**Task to complete**
Output only the lines running from the line bearing "Give me the" through the line bearing "const STYLES = ['Standard', 'Bright', 'Gorgeous']", character for character.

**Records provided**
====================
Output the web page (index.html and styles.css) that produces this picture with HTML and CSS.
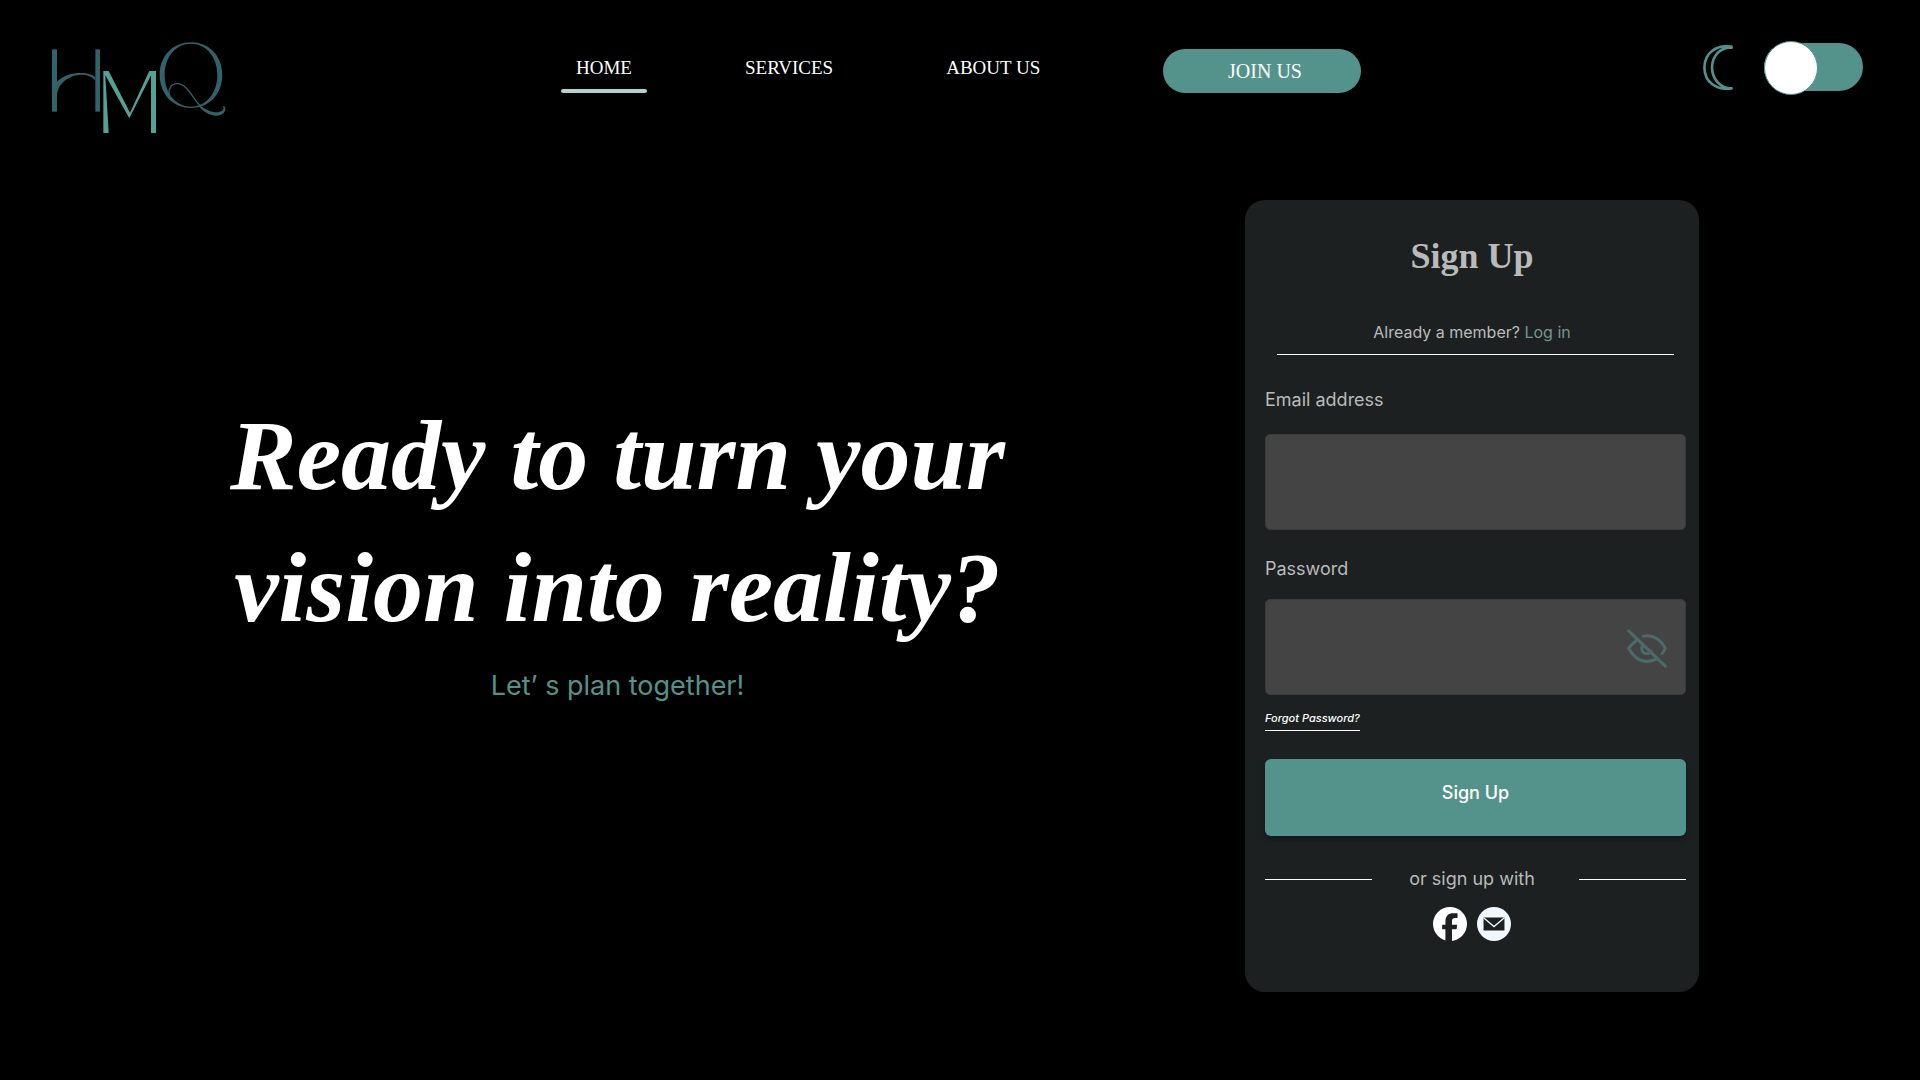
====================
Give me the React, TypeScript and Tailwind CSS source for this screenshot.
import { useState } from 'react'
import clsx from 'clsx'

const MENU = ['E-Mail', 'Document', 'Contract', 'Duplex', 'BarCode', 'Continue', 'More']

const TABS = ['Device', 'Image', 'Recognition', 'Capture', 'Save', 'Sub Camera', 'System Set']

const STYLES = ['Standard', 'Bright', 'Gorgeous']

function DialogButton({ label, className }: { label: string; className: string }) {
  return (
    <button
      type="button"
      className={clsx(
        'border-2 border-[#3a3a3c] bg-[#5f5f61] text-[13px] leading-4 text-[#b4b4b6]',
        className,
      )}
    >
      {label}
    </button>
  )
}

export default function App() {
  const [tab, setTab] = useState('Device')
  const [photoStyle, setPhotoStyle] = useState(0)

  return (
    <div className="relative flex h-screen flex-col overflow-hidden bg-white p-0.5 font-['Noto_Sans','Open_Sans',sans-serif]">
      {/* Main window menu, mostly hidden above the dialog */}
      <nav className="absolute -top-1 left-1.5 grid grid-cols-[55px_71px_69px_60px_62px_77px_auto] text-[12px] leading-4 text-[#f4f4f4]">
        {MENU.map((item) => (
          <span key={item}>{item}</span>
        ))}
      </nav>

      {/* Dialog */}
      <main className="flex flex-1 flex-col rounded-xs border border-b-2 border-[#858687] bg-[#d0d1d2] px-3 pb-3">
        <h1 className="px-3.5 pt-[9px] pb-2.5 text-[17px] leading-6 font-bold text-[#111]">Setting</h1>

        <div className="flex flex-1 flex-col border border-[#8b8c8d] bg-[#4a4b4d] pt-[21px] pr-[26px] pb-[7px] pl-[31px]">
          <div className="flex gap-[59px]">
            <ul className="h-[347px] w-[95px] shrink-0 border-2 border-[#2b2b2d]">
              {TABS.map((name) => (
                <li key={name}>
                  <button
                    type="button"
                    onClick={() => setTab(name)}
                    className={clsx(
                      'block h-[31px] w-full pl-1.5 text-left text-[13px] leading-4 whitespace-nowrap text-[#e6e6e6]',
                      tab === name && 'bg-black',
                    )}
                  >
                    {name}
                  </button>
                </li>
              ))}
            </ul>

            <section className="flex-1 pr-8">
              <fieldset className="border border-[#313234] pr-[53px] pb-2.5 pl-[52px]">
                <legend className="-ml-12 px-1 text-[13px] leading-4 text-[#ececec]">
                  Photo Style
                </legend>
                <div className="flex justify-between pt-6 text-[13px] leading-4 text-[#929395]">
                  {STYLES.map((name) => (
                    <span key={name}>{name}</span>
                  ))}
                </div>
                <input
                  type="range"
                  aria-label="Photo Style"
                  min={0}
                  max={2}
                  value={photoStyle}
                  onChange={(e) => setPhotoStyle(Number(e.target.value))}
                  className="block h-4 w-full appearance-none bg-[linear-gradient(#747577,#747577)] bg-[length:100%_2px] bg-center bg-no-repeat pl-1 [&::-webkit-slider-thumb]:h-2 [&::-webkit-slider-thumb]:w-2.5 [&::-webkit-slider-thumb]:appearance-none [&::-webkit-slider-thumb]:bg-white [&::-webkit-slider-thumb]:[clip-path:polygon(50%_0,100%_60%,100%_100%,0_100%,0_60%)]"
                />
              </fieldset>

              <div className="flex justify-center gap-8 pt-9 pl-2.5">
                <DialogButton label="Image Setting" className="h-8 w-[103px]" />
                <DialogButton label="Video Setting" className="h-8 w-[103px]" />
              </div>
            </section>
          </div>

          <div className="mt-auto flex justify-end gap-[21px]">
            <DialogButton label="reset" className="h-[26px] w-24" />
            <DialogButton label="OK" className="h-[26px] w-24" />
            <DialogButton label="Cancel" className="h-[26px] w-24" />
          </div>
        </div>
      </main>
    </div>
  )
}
====================
**Response to this exercise**
Give me the React, TypeScript and Tailwind CSS source for this screenshot.
import { useState } from 'react'
import clsx from 'clsx'

const MENU = ['E-Mail', 'Document', 'Contract', 'Duplex', 'BarCode', 'Continue', 'More']

const TABS = ['Device', 'Image', 'Recognition', 'Capture', 'Save', 'Sub Camera', 'System Set']

const STYLES = ['Standard', 'Bright', 'Gorgeous']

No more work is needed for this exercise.